The omens don’t look good. First, Jonathan’s declaration as acting president has no basis in law or in our Constitution. The Senate’s invocation of the doctrine of necessity, as far as I can see, is simply the civilian equivalent of a military coup. The constitutional basis for a Jonathan acting presidency is as clear as daylight. These are sections 144 or 145 of the Constitution. The second option is a voluntary “stepping aside” by the president as a result of his infirmity while the first allows both the Federal Executive Council and the Senate to force the obviously incapacitated president to step aside.

Neither option was used in declaring Jonathan acting president. Section 143 as the impeachment option touted my many leading Nigerians is really no option because the man may not be available to answer the charges against him whereas the doctrine of fair hearing demands that the man gets a hearing.

This apparently takes us back to the option of doctrine of necessity. But that is a matter for the courts and not the Senate to decide.

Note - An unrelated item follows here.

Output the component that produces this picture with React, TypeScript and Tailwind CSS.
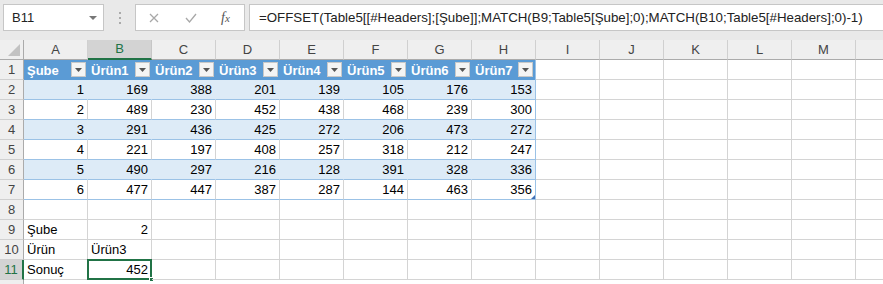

In short Jonathan’s presidency is of dubious legality, to put it mildly. This leaves him in hock to those, including his main benefactor, who manipulated him into his new job.

And then, as if to confirm fears that he’ll be obligated to those behind his rise, Thisday revealed last weekend that he held his first and longest one-on-one meeting so far with Obasanjo, and in the thick of the night to boot. It would be most interesting to know what was discussed during what the newspaper said was a three-hour meeting. Nigerians can only hope and pray that it was not about the protégé returning the long list of the benefactor’s favours.

God, as I said, may yet punish Obasanjo for swearing in His name in vain, but right now the loud laughter ringing in your ears is of the man’s happiness with recent events in the country which seem to suggest his God is yet to refuse each of his every whim and caprice.